Aller au Cristal Palace répond à plus d’un besoin. D’abord c’est un but d’excursion et un lieu de promenade. Pour y arriver, on traverse en wagon de riches villages anglais, New-Cross, Forest-Hill, Lower-Sydenham ; on entrevoit d’agréables paysages du Surrey avec des tapis d’herbe verte et des bouquets d’arbres ; on côtoie des maisons de campagne qui s’avancent jusqu’au bord du chemin de fer, mais qui avec des airs de coquetterie féminine se montrent et se dérobent à demi sous un voile de feuillage et de fleurs. Avant même de descendre du wagon, on aperçoit les jardins du Valais de Cristal, où l’art a voulu marier le style italien et le style anglais sans trop contrarier la nature, qui triomphe après tout dans la libre et fière venue des grands arbres. Le principal centre d’attraction est pourtant, on le devine, le palais lui-même.

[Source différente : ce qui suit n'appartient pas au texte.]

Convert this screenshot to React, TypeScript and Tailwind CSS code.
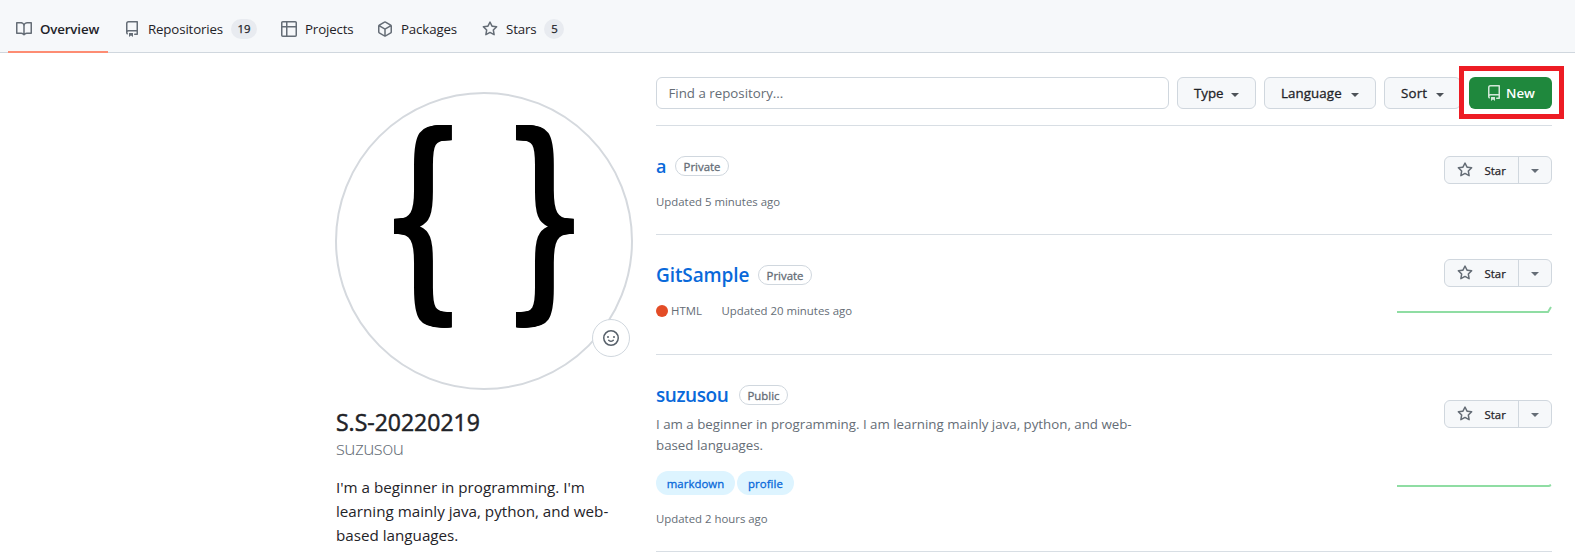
import React from 'react';

const icons = {
  book: 'M0 1.75A.75.75 0 01.75 1h4.253c1.227 0 2.317.59 3 1.501A3.744 3.744 0 0111.006 1h4.245a.75.75 0 01.75.75v10.5a.75.75 0 01-.75.75h-4.507a2.25 2.25 0 00-1.591.659l-.622.621a.75.75 0 01-1.06 0l-.622-.621A2.25 2.25 0 005.258 13H.75a.75.75 0 01-.75-.75V1.75zm8.755 3a2.25 2.25 0 012.25-2.25H14.5v9h-3.757c-.71 0-1.4.201-1.992.572l.004-7.322zm-1.504 7.324l.004-5.073-.002-2.253A2.25 2.25 0 005.003 2.5H1.5v9h3.757a3.75 3.75 0 011.994.574z',
  repo: 'M2 2.5A2.5 2.5 0 014.5 0h8.75a.75.75 0 01.75.75v12.5a.75.75 0 01-.75.75h-2.5a.75.75 0 110-1.5h1.75v-2h-8a1 1 0 00-.714 1.7.75.75 0 01-1.072 1.05A2.495 2.495 0 012 11.5v-9zm10.5-1V9h-8c-.356 0-.694.074-1 .208V2.5a1 1 0 011-1h8zM5 12.25v3.25a.25.25 0 00.4.2l1.45-1.087a.25.25 0 01.3 0L8.6 15.7a.25.25 0 00.4-.2v-3.25a.25.25 0 00-.25-.25h-3.5a.25.25 0 00-.25.25z',
  table: 'M0 1.75C0 .784.784 0 1.75 0h12.5C15.216 0 16 .784 16 1.75v12.5A1.75 1.75 0 0114.25 16H1.75A1.75 1.75 0 010 14.25V1.75zM1.5 6.5v7.75c0 .138.112.25.25.25H5v-8H1.5zM5 5H1.5V1.75a.25.25 0 01.25-.25H5V5zm1.5 1.5v8h7.75a.25.25 0 00.25-.25V6.5h-8zm8-1.5h-8V1.5h7.75a.25.25 0 01.25.25V5z',
  package: 'M8.878.392a1.75 1.75 0 00-1.756 0l-5.25 3.045A1.75 1.75 0 001 4.951v6.098c0 .624.332 1.2.872 1.514l5.25 3.045a1.75 1.75 0 001.756 0l5.25-3.045c.54-.313.872-.89.872-1.514V4.951c0-.624-.332-1.2-.872-1.514L8.878.392zM7.875 1.69a.25.25 0 01.25 0l4.63 2.685L8 7.133 3.245 4.375l4.63-2.685zM2.5 5.677v5.372c0 .09.047.171.125.216l4.625 2.683V8.432L2.5 5.677zm6.25 8.271l4.625-2.683a.25.25 0 00.125-.216V5.677L8.75 8.432v5.516z',
  star: 'M8 .25a.75.75 0 01.673.418l1.882 3.815 4.21.612a.75.75 0 01.416 1.279l-3.046 2.97.719 4.192a.75.75 0 01-1.088.791L8 12.347l-3.766 1.98a.75.75 0 01-1.088-.79l.72-4.194L.818 6.374a.75.75 0 01.416-1.28l4.21-.611L7.327.668A.75.75 0 018 .25zm0 2.445L6.615 5.5a.75.75 0 01-.564.41l-3.097.45 2.24 2.184a.75.75 0 01.216.664l-.528 3.084 2.769-1.456a.75.75 0 01.698 0l2.77 1.456-.53-3.084a.75.75 0 01.216-.664l2.24-2.183-3.096-.45a.75.75 0 01-.564-.41L8 2.694v.001z',
  smiley: 'M1.5 8a6.5 6.5 0 1113 0 6.5 6.5 0 01-13 0zM8 0a8 8 0 100 16A8 8 0 008 0zM5 8a1 1 0 100-2 1 1 0 000 2zm7-1a1 1 0 11-2 0 1 1 0 012 0zM5.32 9.636a.75.75 0 011.038.175l.007.009c.103.118.22.222.35.31.264.178.683.37 1.285.37.602 0 1.02-.192 1.285-.371.13-.088.247-.192.35-.31l.007-.008a.75.75 0 111.222.87 3.3 3.3 0 01-.728.666c-.63.418-1.37.653-2.136.653-.946 0-1.652-.308-2.126-.63a3.32 3.32 0 01-.736-.686.75.75 0 01.182-1.058z',
};

function Icon({ name, className = 'text-[#656d76]' }: { name: keyof typeof icons; className?: string }) {
  return (
    <svg viewBox="0 0 16 16" className={`size-4 shrink-0 ${className}`} fill="currentColor" fillRule="evenodd" aria-hidden="true">
      <path d={icons[name]} />
    </svg>
  );
}

function Caret({ className }: { className: string }) {
  return <span className={`size-0 border-x-4 border-t-4 border-x-transparent ${className}`} />;
}

function Tab({ icon, label, count, active, className }: { icon: keyof typeof icons; label: string; count?: number; active?: boolean; className: string }) {
  return (
    <a className={`flex h-[53px] items-start border-b-2 pt-[19px] ${active ? 'border-[#fd8c73] font-semibold' : 'border-transparent'} ${className}`}>
      <span className="flex h-5 items-center gap-2">
        <Icon name={icon} />
        <span className="pt-px text-[13.3px] tracking-[-0.15px]">{label}</span>
        {count !== undefined && (
          <span className="flex h-5 min-w-5 items-center justify-center rounded-full bg-[#e8ebf0] px-[6.5px] text-[11.4px] font-medium [-webkit-text-stroke:0.25px]">{count}</span>
        )}
      </span>
    </a>
  );
}

function FilterButton({ label, className }: { label: string; className: string }) {
  return (
    <button className={`flex h-8 shrink-0 items-center justify-between rounded-md border border-[#d0d7de] bg-[#f6f8fa] pt-px pl-4 text-[13.3px] font-medium [-webkit-text-stroke:0.3px] ${className}`}>
      {label}
      <Caret className="mt-[2px] border-t-[#4d5258]" />
    </button>
  );
}

function StarButton() {
  return (
    <div className="flex h-7 w-[108px] rounded-md border border-[#d0d7de] bg-[#f6f8fa]">
      <button className="flex w-[74px] items-center border-r border-[#d0d7de] pl-3 text-[11.4px] font-medium">
        <Icon name="star" />
        <span className="ml-[11.5px] pt-px [-webkit-text-stroke:0.25px]">Star</span>
      </button>
      <button className="flex flex-1 items-center justify-center pt-px">
        <Caret className="border-t-[#656d76]" />
      </button>
    </div>
  );
}

function RepoTitle({ name, visibility, className, badge }: { name: string; visibility: string; className: string; badge: string }) {
  return (
    <h3 className="flex h-[30px] items-center">
      <a className={`font-semibold text-[#0969da] ${className}`}>{name}</a>
      <span className={`flex h-5 items-center justify-center rounded-full border border-[#d0d7de] pt-px text-[11.4px] font-medium text-[#656d76] [-webkit-text-stroke:0.3px] ${badge}`}>{visibility}</span>
    </h3>
  );
}

function Spark({ points }: { points: string }) {
  return (
    <svg className="h-[10px] w-[155px]" viewBox="0 0 155 10" fill="none" aria-hidden="true">
      <polyline points={points} stroke="#8fdda3" strokeWidth="2" />
    </svg>
  );
}

export default function App() {
  return (
    <div className="h-[555px] overflow-hidden bg-white font-['Open_Sans','Noto_Sans',sans-serif] text-[#1f2328]">
      <nav className="flex h-[53px] border-b border-[#d0d7de] bg-[#f6f8fa]">
        <Tab icon="book" label="Overview" active className="ml-2 w-[100px] pl-2" />
        <Tab icon="repo" label="Repositories" count={19} className="ml-2 w-[148px] pl-2" />
        <Tab icon="table" label="Projects" className="ml-2 w-[89px] pl-[9px]" />
        <Tab icon="package" label="Packages" className="ml-2 w-[96px] pl-2" />
        <Tab icon="star" label="Stars" count={5} className="ml-2 w-[100px] pl-[9px]" />
      </nav>

      <div className="flex">
        <aside className="ml-[335px] w-[320px] shrink-0 pt-[39px]">
          <div className="relative size-[298px] rounded-full border-2 border-[#d5d9de]">
            <div className="flex h-[244px] items-center justify-center font-['DejaVu_Sans'] text-[220px] leading-none text-black">
              <span className="-mx-[9px] w-[140px] shrink-0 scale-x-[0.6] [text-shadow:-6px_0_#000,-4px_0_#000,-2px_0_#000,2px_0_#000,4px_0_#000,6px_0_#000]">{'{'}</span>
              <span className="-mx-[9px] w-[140px] shrink-0 scale-x-[0.6] [text-shadow:-6px_0_#000,-4px_0_#000,-2px_0_#000,2px_0_#000,4px_0_#000,6px_0_#000]">{'}'}</span>
            </div>
            <button className="absolute right-[1px] bottom-[31px] flex size-[38px] items-center justify-center rounded-full border border-[#d0d7de] bg-white">
              <Icon name="smiley" className="text-[#57606a]" />
            </button>
          </div>
          <div className="pl-px">
            <h1 className="mt-[17px] text-[23px] leading-[30px] font-medium [-webkit-text-stroke:0.5px]">S.S-20220219</h1>
            <p className="-mt-px text-[19px] leading-6 font-light tracking-[-0.55px] text-[#656d76]">suzusou</p>
            <p className="mt-[15px] w-[290px] text-[15.2px] leading-6">
              I'm a beginner in programming. I'm
              <br />
              learning mainly java, python, and web-
              <br />
              based languages.
            </p>
          </div>
        </aside>

        <main className="ml-[1px] w-[896px] shrink-0 pt-6">
          <div className="flex h-[49px] items-start border-b border-[#d8dee4]">
            <div className="flex h-8 w-[513px] shrink-0 items-center rounded-md border border-[#d0d7de] pt-px pl-[11.5px] text-[13.3px] text-[#656d76]">Find a repository...</div>
            <FilterButton label="Type" className="ml-2 w-[79px] pr-4" />
            <FilterButton label="Language" className="ml-2 w-[112px] pr-4 tracking-[0.1px]" />
            <FilterButton label="Sort" className="ml-2 w-[77px] pr-4 tracking-[0.2px]" />
            <div className="-mt-[11px] -mr-3 -ml-[2px] shrink-0 border-[5px] border-[#ed1c24] bg-white py-[5px] pt-[6px] pr-[7px] pl-[5px]">
              <button className="flex h-8 w-[83px] items-center justify-center rounded-md bg-[#1f883d] text-[13.3px] font-semibold text-white">
                <Icon name="repo" className="text-white/80" />
                <span className="ml-1 pt-px">New</span>
              </button>
            </div>
          </div>

          <article className="flex h-[109px] justify-between border-b border-[#d8dee4] pt-[25px]">
            <div>
              <RepoTitle name="a" visibility="Private" className="w-[19px] text-[18px]" badge="w-[54px]" />
              <p className="mt-[12px] text-[11.4px] leading-[18px] text-[#656d76]">Updated 5 minutes ago</p>
            </div>
            <div className="pt-[5px]">
              <StarButton />
            </div>
          </article>

          <article className="flex h-[120px] justify-between border-b border-[#d8dee4] pt-6">
            <div>
              <div className="pt-px">
                <RepoTitle name="GitSample" visibility="Private" className="w-[102px] text-[19px] tracking-[-0.1px]" badge="w-[54px]" />
              </div>
              <p className="mt-[12px] flex items-center text-[11.4px] leading-[18px] text-[#656d76]">
                <span className="mr-[3px] size-3 rounded-full bg-[#e34c26]" />
                <span className="w-[50.5px]">HTML</span>
                <span>Updated 20 minutes ago</span>
              </p>
            </div>
            <div className="flex flex-col items-end">
              <StarButton />
              <div className="mt-[19px]">
                <Spark points="0,6 151,6 154,1" />
              </div>
            </div>
          </article>

          <article className="flex h-[197px] justify-between border-b border-[#d8dee4] pt-[25px]">
            <div>
              <RepoTitle name="suzusou" visibility="Public" className="w-[83px] text-[19px] tracking-[-0.45px]" badge="w-[49px]" />
              <p className="mt-[4px] text-[13.3px] leading-[21px] text-[#656d76]">
                I am a beginner in programming. I am learning mainly java, python, and web-
                <br />
                based languages.
              </p>
              <div className="mt-[15px] flex gap-[2px] text-[11.4px] font-medium tracking-[0.05px] text-[#0969da] [-webkit-text-stroke:0.3px]">
                <span className="flex h-6 w-[79px] items-center justify-center rounded-full bg-[#ddf4ff] pt-px">markdown</span>
                <span className="flex h-6 w-[57px] items-center justify-center rounded-full bg-[#ddf4ff] pt-px">profile</span>
              </div>
              <p className="mt-[15px] text-[11.4px] leading-[18px] text-[#656d76]">Updated 2 hours ago</p>
            </div>
            <div className="flex flex-col items-end pt-5">
              <StarButton />
              <div className="mt-[52px]">
                <Spark points="0,6 152,6 154,5" />
              </div>
            </div>
          </article>
        </main>
      </div>
    </div>
  );
}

Cet édifice de fer et de verre est à peu près le même qui figurait en 1851 dans Hyde-Park, et qui abrita la première exposition universelle. Après avoir été démoli en 1852, il se releva sur les hauteurs de Penge, à Sydenham, d’après un nouveau plan qui modifia, agrandit et embellit à quelques égards les dispositions extérieures[1]. Dans les légendes du moyen âge, il est parlé de maisons transportées à de grandes distances sur les ailes des anges. Il était réservé à notre siècle d’industrie et à un nouveau système d’architecture de réaliser, — aux anges près, — ce rêve du merveilleux. Un caractère

  1. On trouvera le récit d’une visite au palais de Sydenham peu de jours après l’ouverture dans la Revue du 15 juillet 1854, — le Palais de Cristal de Sydenham, par M. B. Delessert.